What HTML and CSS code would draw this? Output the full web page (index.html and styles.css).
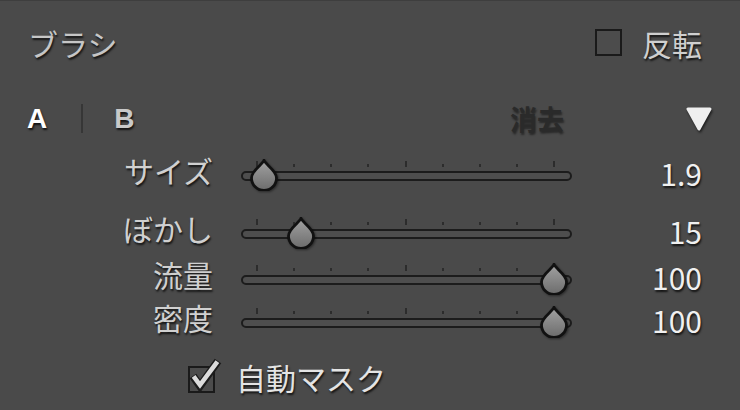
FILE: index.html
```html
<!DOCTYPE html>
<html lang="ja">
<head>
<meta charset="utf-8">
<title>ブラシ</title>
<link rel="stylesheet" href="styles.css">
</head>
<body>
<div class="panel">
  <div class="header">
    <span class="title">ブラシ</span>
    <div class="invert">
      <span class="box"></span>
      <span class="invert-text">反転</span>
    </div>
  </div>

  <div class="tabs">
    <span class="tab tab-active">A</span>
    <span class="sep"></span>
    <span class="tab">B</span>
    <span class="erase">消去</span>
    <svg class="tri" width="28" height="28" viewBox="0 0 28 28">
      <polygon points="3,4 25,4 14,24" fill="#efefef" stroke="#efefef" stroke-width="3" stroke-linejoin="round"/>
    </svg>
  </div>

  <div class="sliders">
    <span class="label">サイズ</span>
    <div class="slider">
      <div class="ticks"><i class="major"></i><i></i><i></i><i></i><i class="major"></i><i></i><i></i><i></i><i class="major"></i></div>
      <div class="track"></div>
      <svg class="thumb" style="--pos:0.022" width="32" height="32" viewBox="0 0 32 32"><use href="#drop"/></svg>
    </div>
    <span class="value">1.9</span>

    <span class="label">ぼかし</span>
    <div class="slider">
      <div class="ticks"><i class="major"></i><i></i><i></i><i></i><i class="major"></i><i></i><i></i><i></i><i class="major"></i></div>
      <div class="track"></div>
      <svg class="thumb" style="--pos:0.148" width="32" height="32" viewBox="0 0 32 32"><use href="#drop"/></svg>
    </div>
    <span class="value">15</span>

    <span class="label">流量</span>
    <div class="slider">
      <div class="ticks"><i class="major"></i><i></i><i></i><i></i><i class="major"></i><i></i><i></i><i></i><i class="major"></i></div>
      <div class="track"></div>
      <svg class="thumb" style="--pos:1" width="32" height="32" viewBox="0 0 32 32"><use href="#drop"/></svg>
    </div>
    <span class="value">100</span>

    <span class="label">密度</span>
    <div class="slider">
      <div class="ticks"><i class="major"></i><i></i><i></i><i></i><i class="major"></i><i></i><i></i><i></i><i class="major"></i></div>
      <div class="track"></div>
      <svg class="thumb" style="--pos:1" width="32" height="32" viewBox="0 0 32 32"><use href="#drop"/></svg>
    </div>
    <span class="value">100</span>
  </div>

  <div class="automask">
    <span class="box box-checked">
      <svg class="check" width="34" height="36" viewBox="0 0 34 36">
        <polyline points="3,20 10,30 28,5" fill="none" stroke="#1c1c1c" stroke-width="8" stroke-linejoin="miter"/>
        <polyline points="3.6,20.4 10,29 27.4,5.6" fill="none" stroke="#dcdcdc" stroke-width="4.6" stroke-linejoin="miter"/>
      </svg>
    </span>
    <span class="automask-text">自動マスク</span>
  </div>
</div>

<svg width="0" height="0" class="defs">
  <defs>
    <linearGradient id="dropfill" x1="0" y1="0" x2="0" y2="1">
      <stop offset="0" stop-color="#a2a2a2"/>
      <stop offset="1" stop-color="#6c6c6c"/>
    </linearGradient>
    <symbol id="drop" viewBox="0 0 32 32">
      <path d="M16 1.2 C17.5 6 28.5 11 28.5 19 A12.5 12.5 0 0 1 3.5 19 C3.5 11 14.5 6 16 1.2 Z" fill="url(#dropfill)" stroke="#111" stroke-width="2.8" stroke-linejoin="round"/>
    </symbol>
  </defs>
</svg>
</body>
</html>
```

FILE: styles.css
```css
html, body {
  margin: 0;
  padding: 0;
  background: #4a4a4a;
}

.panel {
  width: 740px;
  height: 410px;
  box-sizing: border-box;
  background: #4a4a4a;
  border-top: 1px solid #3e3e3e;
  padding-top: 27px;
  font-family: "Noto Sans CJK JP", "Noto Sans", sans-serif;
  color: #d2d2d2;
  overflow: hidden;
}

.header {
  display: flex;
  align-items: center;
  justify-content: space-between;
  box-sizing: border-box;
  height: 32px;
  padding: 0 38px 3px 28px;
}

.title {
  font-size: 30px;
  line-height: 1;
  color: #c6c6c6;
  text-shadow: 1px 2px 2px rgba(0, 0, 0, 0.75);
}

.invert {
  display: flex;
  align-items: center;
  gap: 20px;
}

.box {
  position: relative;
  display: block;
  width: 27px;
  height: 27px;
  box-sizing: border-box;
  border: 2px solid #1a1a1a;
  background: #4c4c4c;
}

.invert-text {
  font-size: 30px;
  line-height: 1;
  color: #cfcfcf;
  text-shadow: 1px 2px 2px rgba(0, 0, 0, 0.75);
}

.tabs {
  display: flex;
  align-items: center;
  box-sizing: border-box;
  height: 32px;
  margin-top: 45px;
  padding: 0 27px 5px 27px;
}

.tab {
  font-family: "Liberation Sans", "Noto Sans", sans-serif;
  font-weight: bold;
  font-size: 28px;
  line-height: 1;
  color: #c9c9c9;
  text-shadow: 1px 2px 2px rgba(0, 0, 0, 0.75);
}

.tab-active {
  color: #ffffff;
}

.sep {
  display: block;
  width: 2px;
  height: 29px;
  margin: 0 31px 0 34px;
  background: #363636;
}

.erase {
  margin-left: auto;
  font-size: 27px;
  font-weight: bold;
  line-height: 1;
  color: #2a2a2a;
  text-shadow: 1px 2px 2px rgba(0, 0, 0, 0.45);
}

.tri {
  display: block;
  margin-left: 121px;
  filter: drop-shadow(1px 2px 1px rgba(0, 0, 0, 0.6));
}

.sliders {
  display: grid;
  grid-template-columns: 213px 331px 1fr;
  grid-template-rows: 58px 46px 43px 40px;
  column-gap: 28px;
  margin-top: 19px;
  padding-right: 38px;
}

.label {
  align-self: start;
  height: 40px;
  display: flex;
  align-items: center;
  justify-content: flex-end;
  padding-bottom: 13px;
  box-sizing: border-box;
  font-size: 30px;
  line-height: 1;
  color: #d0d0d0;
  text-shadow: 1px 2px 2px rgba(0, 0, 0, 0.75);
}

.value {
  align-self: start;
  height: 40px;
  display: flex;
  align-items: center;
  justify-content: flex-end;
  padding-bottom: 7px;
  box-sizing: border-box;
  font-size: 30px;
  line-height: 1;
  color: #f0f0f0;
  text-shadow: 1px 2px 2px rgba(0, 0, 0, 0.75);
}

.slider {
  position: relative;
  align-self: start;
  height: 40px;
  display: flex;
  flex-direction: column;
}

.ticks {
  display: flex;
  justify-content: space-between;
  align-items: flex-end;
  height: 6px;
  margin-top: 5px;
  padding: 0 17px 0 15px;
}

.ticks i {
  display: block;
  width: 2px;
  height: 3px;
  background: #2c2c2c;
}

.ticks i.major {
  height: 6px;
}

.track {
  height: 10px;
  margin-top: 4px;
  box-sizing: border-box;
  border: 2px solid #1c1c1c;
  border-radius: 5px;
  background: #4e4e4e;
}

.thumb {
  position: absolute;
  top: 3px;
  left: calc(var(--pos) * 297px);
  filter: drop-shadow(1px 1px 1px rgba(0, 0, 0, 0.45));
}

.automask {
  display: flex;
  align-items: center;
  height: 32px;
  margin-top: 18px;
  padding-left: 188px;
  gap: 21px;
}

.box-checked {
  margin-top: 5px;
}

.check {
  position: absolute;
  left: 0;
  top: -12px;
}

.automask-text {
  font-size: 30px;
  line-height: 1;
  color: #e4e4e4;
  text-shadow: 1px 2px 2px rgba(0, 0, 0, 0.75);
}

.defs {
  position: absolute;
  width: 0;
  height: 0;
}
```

####

Copy all lines from the material that hold "styles".

What HTML and CSS code would draw this? Output the full web page (index.html and styles.css).
<link rel="stylesheet" href="styles.css">
FILE: styles.css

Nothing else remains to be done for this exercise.